Entries with page source code
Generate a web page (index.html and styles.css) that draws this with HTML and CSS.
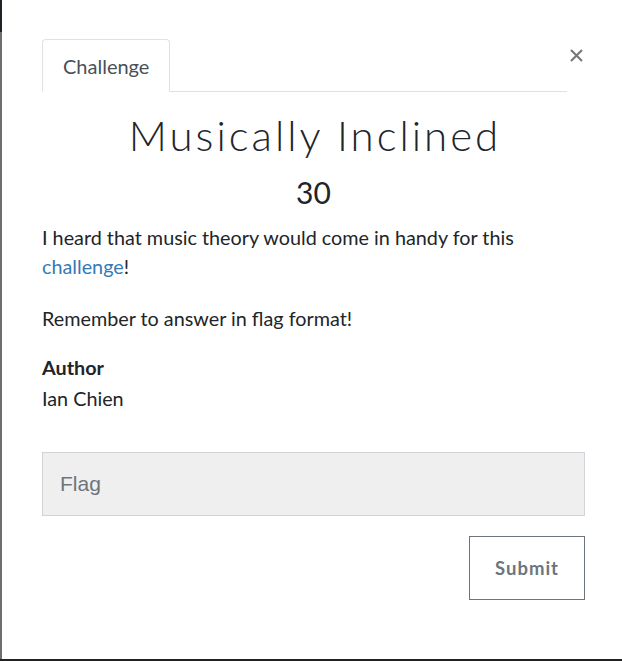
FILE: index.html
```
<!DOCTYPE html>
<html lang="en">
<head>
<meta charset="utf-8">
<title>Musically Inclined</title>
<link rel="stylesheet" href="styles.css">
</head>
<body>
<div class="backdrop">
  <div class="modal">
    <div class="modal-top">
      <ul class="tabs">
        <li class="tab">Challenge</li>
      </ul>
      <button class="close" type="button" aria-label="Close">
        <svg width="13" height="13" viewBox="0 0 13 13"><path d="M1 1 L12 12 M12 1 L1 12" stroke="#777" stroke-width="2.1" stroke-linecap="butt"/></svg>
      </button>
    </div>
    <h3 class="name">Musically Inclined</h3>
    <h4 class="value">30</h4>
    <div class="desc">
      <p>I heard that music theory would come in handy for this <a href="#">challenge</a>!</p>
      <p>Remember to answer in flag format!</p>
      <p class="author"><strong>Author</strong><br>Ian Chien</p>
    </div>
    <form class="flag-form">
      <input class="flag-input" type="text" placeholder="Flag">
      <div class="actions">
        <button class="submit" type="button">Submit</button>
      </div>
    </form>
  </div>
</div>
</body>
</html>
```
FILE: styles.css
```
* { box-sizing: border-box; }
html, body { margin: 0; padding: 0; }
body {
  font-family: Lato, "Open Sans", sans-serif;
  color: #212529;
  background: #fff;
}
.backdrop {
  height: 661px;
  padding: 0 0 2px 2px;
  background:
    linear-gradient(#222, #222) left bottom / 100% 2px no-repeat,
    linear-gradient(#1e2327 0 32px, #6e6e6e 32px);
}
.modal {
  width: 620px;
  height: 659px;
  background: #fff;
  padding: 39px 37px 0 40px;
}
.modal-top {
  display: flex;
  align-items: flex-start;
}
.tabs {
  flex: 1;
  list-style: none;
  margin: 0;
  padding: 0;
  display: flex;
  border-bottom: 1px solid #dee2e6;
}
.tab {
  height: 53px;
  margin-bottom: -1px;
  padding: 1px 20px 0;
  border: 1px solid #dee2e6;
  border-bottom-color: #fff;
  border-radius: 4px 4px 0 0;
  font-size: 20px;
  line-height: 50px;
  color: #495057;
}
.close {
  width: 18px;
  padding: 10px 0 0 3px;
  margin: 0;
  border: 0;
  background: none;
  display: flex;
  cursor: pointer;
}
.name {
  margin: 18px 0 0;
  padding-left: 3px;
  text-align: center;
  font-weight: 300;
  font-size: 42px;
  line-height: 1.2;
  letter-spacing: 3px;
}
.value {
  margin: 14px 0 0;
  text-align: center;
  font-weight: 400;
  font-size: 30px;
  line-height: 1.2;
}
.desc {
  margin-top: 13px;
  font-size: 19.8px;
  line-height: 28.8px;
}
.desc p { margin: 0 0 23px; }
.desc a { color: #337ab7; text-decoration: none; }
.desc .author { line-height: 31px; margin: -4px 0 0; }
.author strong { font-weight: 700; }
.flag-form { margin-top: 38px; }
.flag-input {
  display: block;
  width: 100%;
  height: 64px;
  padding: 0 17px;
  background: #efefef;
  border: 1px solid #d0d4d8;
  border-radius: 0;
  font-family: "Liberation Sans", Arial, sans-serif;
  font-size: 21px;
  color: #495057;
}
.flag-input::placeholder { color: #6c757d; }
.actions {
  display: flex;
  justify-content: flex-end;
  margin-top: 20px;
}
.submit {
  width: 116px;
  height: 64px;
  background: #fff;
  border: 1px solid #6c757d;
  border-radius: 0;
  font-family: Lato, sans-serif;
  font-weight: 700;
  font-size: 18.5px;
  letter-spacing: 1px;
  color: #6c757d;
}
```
* * *
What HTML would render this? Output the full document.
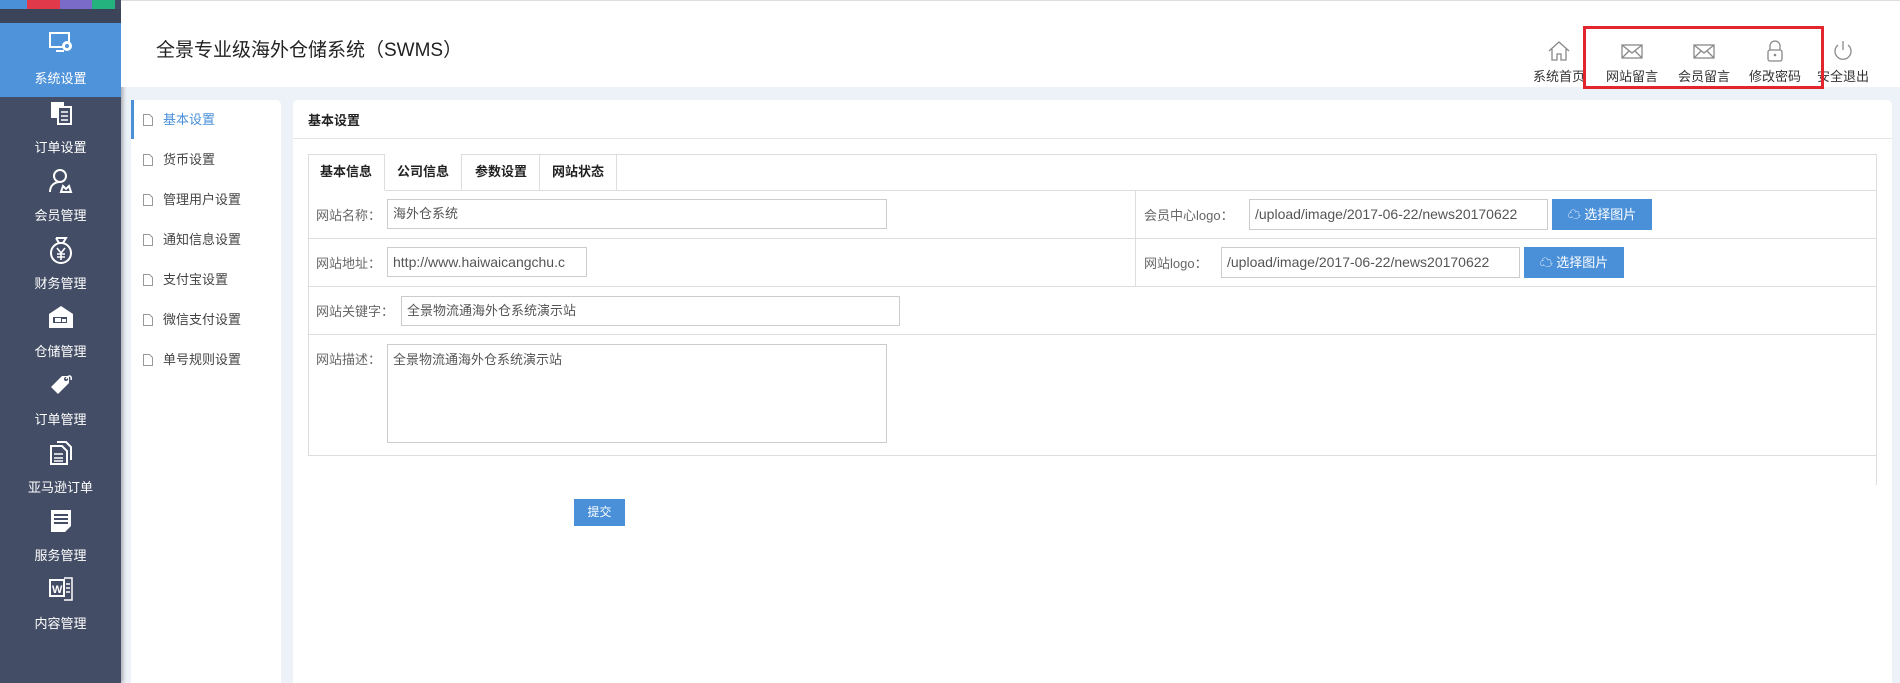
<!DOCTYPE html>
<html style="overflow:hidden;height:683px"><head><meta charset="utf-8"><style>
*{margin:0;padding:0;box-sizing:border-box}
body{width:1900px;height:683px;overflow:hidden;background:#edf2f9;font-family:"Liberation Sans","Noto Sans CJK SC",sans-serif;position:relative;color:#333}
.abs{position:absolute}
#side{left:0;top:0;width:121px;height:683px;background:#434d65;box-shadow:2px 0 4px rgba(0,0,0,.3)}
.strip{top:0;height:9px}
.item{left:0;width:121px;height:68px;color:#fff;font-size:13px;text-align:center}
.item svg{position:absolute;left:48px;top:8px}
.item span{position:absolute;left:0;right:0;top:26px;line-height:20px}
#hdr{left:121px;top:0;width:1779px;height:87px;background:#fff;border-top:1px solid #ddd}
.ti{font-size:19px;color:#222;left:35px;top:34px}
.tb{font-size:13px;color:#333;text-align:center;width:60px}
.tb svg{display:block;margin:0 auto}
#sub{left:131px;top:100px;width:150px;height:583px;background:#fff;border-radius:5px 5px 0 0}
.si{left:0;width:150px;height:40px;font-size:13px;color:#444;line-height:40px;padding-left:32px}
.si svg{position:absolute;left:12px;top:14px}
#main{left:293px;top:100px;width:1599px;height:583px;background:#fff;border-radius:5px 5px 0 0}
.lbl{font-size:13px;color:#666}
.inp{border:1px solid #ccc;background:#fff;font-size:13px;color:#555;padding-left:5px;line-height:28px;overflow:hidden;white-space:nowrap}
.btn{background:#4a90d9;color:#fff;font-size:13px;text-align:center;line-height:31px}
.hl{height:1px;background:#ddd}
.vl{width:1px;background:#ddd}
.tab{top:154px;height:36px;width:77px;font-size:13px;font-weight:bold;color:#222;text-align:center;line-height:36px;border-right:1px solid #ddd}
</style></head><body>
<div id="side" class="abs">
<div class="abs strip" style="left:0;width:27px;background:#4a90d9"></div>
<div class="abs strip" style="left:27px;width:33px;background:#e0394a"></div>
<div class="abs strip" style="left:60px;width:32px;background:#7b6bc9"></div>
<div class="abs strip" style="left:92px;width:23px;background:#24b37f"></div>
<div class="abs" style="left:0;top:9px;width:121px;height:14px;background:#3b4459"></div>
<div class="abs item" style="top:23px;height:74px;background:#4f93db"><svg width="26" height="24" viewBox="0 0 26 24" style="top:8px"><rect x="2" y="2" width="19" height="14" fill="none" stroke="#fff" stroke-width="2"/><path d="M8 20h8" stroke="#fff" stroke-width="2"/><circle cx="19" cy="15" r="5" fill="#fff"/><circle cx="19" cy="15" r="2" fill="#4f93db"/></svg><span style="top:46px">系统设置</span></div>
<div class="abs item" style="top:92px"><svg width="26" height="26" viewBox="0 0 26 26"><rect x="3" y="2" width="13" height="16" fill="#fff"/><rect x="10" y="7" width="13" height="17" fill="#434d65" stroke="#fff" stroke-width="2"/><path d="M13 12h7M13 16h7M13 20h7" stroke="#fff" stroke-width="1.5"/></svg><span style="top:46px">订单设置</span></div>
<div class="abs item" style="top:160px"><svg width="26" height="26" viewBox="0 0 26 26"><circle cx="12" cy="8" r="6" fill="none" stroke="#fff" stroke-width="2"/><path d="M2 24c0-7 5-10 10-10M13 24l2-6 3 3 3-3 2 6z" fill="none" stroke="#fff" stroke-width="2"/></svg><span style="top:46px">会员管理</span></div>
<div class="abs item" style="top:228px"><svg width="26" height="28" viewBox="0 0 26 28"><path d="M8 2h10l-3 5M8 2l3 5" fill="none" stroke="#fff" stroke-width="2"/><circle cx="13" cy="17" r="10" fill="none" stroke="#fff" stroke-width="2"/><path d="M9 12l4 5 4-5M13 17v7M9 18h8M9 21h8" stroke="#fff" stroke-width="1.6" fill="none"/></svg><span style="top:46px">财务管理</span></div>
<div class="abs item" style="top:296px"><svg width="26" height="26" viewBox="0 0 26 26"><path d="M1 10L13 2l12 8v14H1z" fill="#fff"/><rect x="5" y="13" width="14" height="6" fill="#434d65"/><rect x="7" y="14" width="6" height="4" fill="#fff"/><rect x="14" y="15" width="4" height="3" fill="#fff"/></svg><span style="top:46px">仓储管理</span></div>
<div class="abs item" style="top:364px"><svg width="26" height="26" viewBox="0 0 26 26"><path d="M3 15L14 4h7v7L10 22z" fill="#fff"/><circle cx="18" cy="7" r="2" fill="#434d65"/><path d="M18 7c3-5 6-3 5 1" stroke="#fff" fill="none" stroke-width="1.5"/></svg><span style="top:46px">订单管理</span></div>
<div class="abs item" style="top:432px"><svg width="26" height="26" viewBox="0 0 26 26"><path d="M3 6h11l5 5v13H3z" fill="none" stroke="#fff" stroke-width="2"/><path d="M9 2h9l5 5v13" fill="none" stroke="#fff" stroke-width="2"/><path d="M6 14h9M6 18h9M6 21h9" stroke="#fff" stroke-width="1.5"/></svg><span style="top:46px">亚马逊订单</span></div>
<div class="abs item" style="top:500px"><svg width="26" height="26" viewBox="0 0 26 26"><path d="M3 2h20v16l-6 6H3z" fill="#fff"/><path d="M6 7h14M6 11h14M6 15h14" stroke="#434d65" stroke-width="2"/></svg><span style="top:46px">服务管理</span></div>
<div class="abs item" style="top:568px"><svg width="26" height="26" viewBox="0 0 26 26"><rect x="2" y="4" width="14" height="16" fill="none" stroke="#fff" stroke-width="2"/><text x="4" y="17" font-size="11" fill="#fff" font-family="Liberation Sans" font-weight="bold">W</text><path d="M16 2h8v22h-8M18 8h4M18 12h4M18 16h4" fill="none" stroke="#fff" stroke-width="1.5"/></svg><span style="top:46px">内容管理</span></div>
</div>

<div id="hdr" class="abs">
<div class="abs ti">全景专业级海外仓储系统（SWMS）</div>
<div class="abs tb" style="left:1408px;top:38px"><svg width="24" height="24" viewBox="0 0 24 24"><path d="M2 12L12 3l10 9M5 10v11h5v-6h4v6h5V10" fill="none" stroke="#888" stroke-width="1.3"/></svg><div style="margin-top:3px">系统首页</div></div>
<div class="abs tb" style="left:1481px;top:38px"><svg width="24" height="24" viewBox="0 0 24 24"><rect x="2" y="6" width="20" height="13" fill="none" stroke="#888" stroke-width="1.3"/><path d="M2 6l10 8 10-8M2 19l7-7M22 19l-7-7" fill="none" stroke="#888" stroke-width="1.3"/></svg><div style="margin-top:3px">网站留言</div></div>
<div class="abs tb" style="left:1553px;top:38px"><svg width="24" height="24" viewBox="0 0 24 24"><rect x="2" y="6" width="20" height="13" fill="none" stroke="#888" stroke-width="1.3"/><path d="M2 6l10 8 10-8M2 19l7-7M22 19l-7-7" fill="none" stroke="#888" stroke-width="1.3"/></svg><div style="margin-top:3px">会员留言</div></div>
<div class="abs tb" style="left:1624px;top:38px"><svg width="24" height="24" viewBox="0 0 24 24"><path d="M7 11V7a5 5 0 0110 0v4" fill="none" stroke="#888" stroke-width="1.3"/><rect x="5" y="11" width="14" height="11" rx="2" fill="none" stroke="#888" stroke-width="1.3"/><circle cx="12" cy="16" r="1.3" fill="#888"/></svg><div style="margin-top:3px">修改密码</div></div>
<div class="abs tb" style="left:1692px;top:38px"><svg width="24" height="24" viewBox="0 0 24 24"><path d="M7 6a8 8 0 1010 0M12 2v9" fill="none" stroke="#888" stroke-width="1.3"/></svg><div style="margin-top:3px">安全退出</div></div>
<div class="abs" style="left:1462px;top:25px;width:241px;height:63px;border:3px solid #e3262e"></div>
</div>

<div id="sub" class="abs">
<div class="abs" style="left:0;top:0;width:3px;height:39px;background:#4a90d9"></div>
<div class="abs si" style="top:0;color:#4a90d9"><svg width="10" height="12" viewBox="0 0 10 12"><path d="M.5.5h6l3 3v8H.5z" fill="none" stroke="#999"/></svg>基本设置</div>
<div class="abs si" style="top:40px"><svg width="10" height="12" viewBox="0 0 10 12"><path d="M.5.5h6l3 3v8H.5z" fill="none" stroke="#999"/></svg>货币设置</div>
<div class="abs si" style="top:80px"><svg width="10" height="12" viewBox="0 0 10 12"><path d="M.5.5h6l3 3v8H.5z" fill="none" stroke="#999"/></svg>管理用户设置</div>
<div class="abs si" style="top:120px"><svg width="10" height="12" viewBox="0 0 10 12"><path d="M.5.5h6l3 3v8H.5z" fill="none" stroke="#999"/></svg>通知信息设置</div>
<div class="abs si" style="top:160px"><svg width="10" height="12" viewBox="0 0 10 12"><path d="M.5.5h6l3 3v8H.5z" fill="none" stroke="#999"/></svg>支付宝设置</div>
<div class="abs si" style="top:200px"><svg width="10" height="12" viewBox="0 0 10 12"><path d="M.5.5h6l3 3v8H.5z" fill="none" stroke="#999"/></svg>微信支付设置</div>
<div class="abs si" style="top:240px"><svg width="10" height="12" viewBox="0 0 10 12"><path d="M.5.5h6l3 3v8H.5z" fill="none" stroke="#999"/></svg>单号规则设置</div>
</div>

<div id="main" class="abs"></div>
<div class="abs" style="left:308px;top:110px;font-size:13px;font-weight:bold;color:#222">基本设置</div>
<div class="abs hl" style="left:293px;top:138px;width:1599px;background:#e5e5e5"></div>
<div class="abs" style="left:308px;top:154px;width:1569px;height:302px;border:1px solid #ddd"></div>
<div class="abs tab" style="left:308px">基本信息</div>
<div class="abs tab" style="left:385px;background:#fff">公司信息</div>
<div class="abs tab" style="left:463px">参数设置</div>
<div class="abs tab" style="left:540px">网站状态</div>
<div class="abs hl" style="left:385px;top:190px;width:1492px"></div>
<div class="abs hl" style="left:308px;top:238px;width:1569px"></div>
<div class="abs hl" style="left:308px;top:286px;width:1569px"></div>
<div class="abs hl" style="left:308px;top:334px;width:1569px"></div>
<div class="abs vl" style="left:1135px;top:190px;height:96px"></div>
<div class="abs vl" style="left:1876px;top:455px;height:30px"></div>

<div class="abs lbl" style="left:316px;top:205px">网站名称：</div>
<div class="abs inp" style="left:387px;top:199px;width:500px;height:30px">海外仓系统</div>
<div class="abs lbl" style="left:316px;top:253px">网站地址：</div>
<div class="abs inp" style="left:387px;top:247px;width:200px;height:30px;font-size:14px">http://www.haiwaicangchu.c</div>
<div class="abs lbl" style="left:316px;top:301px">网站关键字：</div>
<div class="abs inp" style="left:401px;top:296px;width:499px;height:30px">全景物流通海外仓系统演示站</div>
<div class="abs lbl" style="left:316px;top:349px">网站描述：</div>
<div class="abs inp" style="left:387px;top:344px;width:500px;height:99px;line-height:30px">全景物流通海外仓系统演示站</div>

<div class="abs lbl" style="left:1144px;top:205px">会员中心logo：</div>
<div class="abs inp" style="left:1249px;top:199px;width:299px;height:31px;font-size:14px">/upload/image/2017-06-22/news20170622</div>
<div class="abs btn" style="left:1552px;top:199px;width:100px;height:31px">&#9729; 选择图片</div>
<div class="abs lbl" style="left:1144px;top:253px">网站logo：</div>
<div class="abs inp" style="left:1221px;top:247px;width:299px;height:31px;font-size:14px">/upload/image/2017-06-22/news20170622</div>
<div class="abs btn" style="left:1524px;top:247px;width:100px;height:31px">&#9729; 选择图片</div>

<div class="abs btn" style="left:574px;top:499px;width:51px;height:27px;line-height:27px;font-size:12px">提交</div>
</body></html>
==
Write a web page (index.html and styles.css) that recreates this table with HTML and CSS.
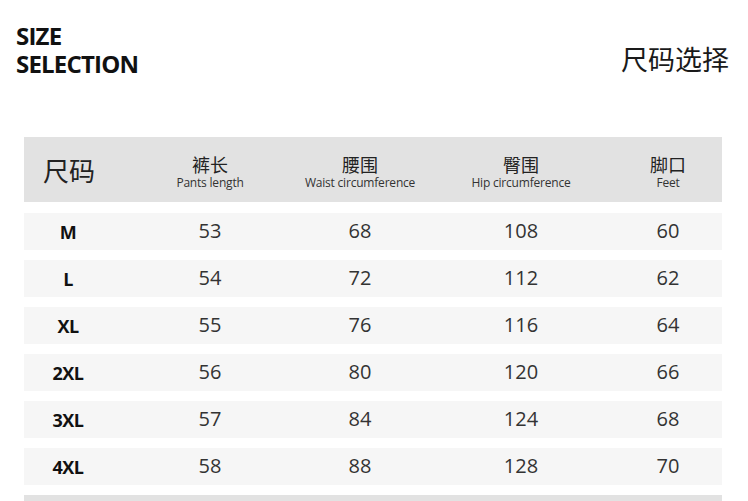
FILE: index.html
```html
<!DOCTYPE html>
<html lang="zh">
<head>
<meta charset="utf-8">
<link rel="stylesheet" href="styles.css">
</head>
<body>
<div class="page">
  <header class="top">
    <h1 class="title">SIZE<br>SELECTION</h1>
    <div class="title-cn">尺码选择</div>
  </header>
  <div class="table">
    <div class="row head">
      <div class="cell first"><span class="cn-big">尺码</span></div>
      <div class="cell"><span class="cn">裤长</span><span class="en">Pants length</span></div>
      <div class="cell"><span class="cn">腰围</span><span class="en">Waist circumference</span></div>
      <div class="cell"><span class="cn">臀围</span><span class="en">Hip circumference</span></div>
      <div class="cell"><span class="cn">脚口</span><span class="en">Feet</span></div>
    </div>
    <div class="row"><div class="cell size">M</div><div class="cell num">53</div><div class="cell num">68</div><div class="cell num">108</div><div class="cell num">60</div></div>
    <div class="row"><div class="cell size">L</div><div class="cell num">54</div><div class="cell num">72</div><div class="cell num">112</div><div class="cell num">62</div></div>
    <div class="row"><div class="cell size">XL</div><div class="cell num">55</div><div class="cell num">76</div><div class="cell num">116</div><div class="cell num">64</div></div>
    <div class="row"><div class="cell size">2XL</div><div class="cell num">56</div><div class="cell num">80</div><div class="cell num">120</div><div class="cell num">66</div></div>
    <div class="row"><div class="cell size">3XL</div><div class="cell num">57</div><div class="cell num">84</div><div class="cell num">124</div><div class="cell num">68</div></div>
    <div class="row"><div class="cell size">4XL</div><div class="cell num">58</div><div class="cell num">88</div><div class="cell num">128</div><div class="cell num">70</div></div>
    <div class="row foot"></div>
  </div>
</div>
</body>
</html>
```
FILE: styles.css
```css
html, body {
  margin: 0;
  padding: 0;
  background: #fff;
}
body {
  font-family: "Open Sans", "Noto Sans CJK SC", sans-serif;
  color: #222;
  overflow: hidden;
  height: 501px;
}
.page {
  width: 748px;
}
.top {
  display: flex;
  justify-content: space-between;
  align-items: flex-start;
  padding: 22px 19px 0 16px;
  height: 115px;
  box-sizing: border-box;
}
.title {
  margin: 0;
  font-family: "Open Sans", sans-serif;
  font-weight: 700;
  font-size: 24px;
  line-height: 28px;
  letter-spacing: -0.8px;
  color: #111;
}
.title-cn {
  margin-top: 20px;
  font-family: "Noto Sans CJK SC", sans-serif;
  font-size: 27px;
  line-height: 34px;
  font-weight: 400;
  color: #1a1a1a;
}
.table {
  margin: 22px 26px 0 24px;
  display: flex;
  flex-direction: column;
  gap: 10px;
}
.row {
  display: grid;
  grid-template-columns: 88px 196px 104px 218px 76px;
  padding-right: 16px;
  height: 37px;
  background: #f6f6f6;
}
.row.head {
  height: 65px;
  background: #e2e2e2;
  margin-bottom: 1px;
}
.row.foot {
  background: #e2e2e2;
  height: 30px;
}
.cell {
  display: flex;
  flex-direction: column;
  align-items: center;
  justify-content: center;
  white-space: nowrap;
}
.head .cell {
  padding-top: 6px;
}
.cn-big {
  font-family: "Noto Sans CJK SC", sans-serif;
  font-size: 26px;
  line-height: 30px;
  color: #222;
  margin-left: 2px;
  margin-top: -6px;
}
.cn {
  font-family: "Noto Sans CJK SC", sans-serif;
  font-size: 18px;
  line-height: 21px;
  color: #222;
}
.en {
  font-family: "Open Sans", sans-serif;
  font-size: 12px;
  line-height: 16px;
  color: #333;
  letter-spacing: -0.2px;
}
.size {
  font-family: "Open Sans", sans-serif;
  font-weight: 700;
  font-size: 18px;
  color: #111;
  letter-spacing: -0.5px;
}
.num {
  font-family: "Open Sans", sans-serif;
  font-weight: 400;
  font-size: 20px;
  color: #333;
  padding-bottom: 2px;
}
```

> [Aim]: Search the records for the word "index" and copy every line where it occurs.

> [Problem solution]:
Generate a web page (index.html and styles.css) that draws this with HTML and CSS.
FILE: index.html
Write a web page (index.html and styles.css) that recreates this table with HTML and CSS.
FILE: index.html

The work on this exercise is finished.